Sample Practice Questions

  1. Question 1

    A Linux administrator needs to create and then connect to the app-01-image container. Which of the following commands accomplishes this task?
    1. A. docker run -it app-01-image
    2. B. docker start -td app-01-image
    3. C. docker build -ic app-01-image
    4. D. docker exec -dc app-01-image
    Explanation

    The correct answer is: A. docker run -it app-01-image.

    docker run -it app-01-image creates a new container from the app-01-image image and attaches an interactive TTY to it: -i keeps STDIN open and -t allocates a pseudo-terminal, which together provide an interactive shell into the container as soon as it starts. This is the standard one-shot create-and-connect command. docker start -td app-01-image is wrong on two counts: the argument should be a container name or ID rather than an image, and -d runs in detached mode (the opposite of interactive). docker build -ic app-01-image is malformed — build expects a directory or context and Dockerfile, not the -ic flags shown. docker exec -dc app-01-image is also wrong because exec runs a command in an already-running container (so it does not create one), and the -dc flags it shows are not the correct flags for an interactive session. To both create and immediately interact with a container, docker run -it is the right invocation.

  2. Question 2

    Which of the following Ansible components contains a list of hosts and host groups?
    1. A. Fact
    2. B. Inventory
    3. C. Playbook
    4. D. Collection
    Explanation

    The correct answer is: B. Inventory.

    The Ansible inventory is the file (or dynamic source) that lists the hosts Ansible can manage and groups them logically — for example, [webservers] with three IPs underneath and [dbservers] with two more. Inventories may be static INI/YAML files or generated dynamically from cloud APIs. Facts are key-value pieces of system information Ansible gathers from each managed host (OS, IP, packages, etc.) at the start of a run; they describe state but do not list hosts. Playbooks are YAML files that describe the tasks to apply to hosts and reference inventory groups by name; they consume the inventory rather than contain it. Collections are bundles of related modules, roles, and plugins distributed via Ansible Galaxy and have nothing to do with host enumeration. The inventory is Ansible's authoritative answer to which machines exist.

  3. Question 3

    A Linux user needs to download the latest Debian image from a Docker repository. Which of the following commands makes this task possible?
    1. A. docker image init debian
    2. B. docker image pull Debian
    3. C. docker image import debian
    4. D. docker image save debian
    Explanation

    The correct answer is: B. docker image pull Debian.

    docker image pull retrieves an image from a registry (Docker Hub by default) and stores it in the local image cache, which is exactly what is needed to obtain the latest Debian image.
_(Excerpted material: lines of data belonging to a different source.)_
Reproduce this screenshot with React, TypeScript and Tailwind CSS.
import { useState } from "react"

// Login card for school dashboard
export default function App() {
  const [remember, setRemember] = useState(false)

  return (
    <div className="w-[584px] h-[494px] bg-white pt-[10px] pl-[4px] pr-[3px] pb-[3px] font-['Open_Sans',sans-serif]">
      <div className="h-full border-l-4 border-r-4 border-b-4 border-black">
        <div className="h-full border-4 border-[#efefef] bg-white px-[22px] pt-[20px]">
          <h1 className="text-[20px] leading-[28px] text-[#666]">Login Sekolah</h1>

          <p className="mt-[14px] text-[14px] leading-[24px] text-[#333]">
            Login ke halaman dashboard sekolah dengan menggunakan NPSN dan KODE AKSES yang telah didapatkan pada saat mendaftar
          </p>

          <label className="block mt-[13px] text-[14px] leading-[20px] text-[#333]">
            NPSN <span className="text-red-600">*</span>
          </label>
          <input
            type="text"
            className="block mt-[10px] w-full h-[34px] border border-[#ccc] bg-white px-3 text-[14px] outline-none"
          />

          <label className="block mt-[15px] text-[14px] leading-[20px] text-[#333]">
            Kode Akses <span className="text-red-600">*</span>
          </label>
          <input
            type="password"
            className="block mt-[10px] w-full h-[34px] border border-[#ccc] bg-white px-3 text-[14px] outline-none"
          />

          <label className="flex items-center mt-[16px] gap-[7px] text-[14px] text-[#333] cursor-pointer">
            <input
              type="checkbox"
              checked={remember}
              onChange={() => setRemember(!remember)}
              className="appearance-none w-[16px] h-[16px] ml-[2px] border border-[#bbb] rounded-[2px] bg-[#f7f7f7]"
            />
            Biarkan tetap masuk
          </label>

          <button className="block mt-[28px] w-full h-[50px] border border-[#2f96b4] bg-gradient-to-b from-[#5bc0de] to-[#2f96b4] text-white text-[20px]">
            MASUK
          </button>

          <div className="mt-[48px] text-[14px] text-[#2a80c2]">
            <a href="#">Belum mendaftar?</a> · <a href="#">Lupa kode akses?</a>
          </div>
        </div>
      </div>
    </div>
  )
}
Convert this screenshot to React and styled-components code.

The shorthand docker pull debian:latest works the same way. docker image init is not a valid subcommand — there is no init action under docker image. docker image import takes a tarball produced by docker export or a URL pointing to a tarball and turns it into an image; it does not download from a registry. docker image save is the reverse operation, exporting a local image to a tarball, which is unrelated to downloading. For pulling images by name from a registry, docker image pull (or docker pull) is the command.

  4. Question 4

    In the echo "profile-$num-$name" line of a shell script, the variable $num seems to not be expanding during execution. Which of the following notations ensures the value is expanded?
    1. A. echo "profile-$(num)-$name"
    2. B. echo 'profile-$num-$name'
    3. C. echo "profile-‘Snum‘-$name"
    4. D. echo "profile-${num}-$name"
    Explanation

    The correct answer is: D. echo "profile-${num}-$name".
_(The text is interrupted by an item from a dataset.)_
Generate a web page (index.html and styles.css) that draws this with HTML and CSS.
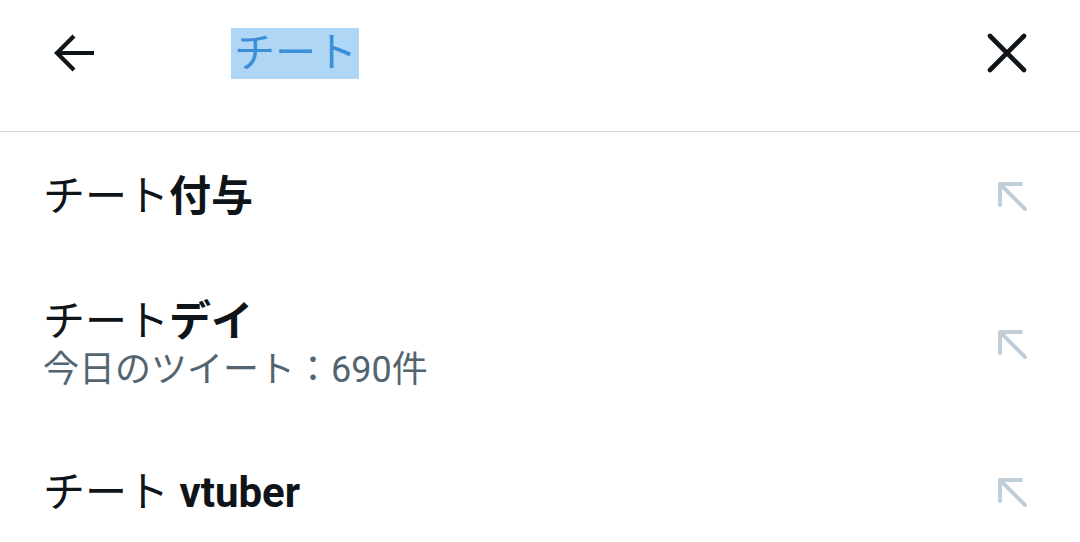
FILE: index.html
```html
<!DOCTYPE html>
<html lang="ja">
<head>
    <meta charset="UTF-8">
    <meta name="viewport" content="width=device-width, initial-scale=1.0">
    <title>検索</title>
    <link rel="stylesheet" href="styles.css">
</head>
<body>
    <header class="search-bar">
        <button class="icon-button back-button" aria-label="戻る">
            <svg viewBox="0 0 42 42" width="42" height="42"><path d="M41 21H4M21 4L4 21l17 17" /></svg>
        </button>
        <div class="search-field">
            <span class="query">チート</span>
        </div>
        <button class="icon-button clear-button" aria-label="クリア">
            <svg viewBox="0 0 40 40" width="40" height="40"><path d="M3 3l34 34M37 3L3 37" /></svg>
        </button>
    </header>

    <ul class="suggestions">
        <li class="suggestion">
            <div class="suggestion-text">
                <div class="suggestion-title">チート<strong>付与</strong></div>
            </div>
            <svg class="fill-icon" viewBox="0 0 32 32" width="32" height="32"><path d="M3 3h21M3 3v21M3 3l25 25" /></svg>
        </li>
        <li class="suggestion suggestion-tall">
            <div class="suggestion-text">
                <div class="suggestion-title">チート<strong>デイ</strong></div>
                <div class="suggestion-meta">今日のツイート：690件</div>
            </div>
            <svg class="fill-icon" viewBox="0 0 32 32" width="32" height="32"><path d="M3 3h21M3 3v21M3 3l25 25" /></svg>
        </li>
        <li class="suggestion">
            <div class="suggestion-text">
                <div class="suggestion-title">チート <strong>vtuber</strong></div>
            </div>
            <svg class="fill-icon" viewBox="0 0 32 32" width="32" height="32"><path d="M3 3h21M3 3v21M3 3l25 25" /></svg>
        </li>
    </ul>
</body>
</html>
```

FILE: styles.css
```css
body {
    font-family: Roboto, "Noto Sans CJK JP", sans-serif;
    margin: 0;
    padding: 0;
    background-color: #fff;
    color: #0f1419;
    overflow: hidden;
}
.search-bar {
    display: flex;
    align-items: center;
    height: 132px;
    padding: 0 53px 25px 53px;
    box-sizing: border-box;
    border-bottom: 1px solid #d9d9d9;
}
.icon-button {
    background: none;
    border: none;
    padding: 0;
    display: flex;
    cursor: pointer;
}
.icon-button svg {
    fill: none;
    stroke: #0f1419;
}
.back-button svg {
    stroke-width: 4.2;
}
.clear-button svg {
    stroke-width: 4.6;
    stroke-linecap: round;
}
.search-field {
    flex: 1;
    padding-left: 136px;
}
.query {
    display: inline-block;
    font-size: 41px;
    line-height: 51px;
    padding: 0 2px 0 3px;
    color: #3b8fd9;
    background: #afd6f5;
}
.suggestions {
    list-style: none;
    margin: 0;
    padding: 0;
}
.suggestion {
    display: flex;
    align-items: center;
    justify-content: space-between;
    height: 130px;
    padding: 0 51px 0 43px;
}
.suggestion-tall {
    height: 166px;
}
.suggestion-title {
    font-size: 42px;
    line-height: 50px;
}
.suggestion-title strong {
    font-weight: bold;
}
.suggestion-meta {
    font-size: 36px;
    line-height: 46px;
    color: #536471;
}
.fill-icon {
    fill: none;
    stroke: #c1ced8;
    stroke-width: 4;
    stroke-linecap: round;
}
```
    Within double-quoted strings, Bash expands $name when followed by a non-name character; when the variable name runs into adjacent characters (like a hyphen) the parser may misread the boundary. The brace form ${num} explicitly delimits the variable name so the shell knows exactly where it ends, ensuring profile-${num}-$name expands cleanly. echo "profile-$(num)-$name" is command substitution: $(...) tries to run num as a command and capture its output, which usually fails or returns nothing. Single quotes around the entire string suppress all variable expansion, so $num would print literally. Backticks around what looks like Snum are also command-substitution syntax (here garbled with smart quotes, which would not parse anyway). The brace form is the canonical way to expand a variable next to other characters without ambiguity.

  5. Question 5

    Which of the following is a characteristic of Python 3?
    1. A. It is closed source.
    2. B. It is extensible through modules.
    3. C. It is fully backwards compatible.
    4. D. It is binary compatible with Java.
    Explanation

    The correct answer is: B. It is extensible through modules..

    Python 3 is highly extensible through modules: any third-party or standard-library module can be loaded with import to add functionality, and the Python Package Index (PyPI) makes thousands of additional modules available via pip. The language itself is open source under the PSF license, not closed source. Python 3 is intentionally not fully backwards compatible with Python 2 — incompatible changes to print, division semantics, string handling, and library names were the entire reason for the major-version bump, and tools like 2to3 exist precisely because the languages diverge. Python 3 is also not binary compatible with Java; CPython compiles to its own bytecode that runs on the Python interpreter, while Java compiles to JVM bytecode. The defining trait of Python's ecosystem is the strength and breadth of its module library.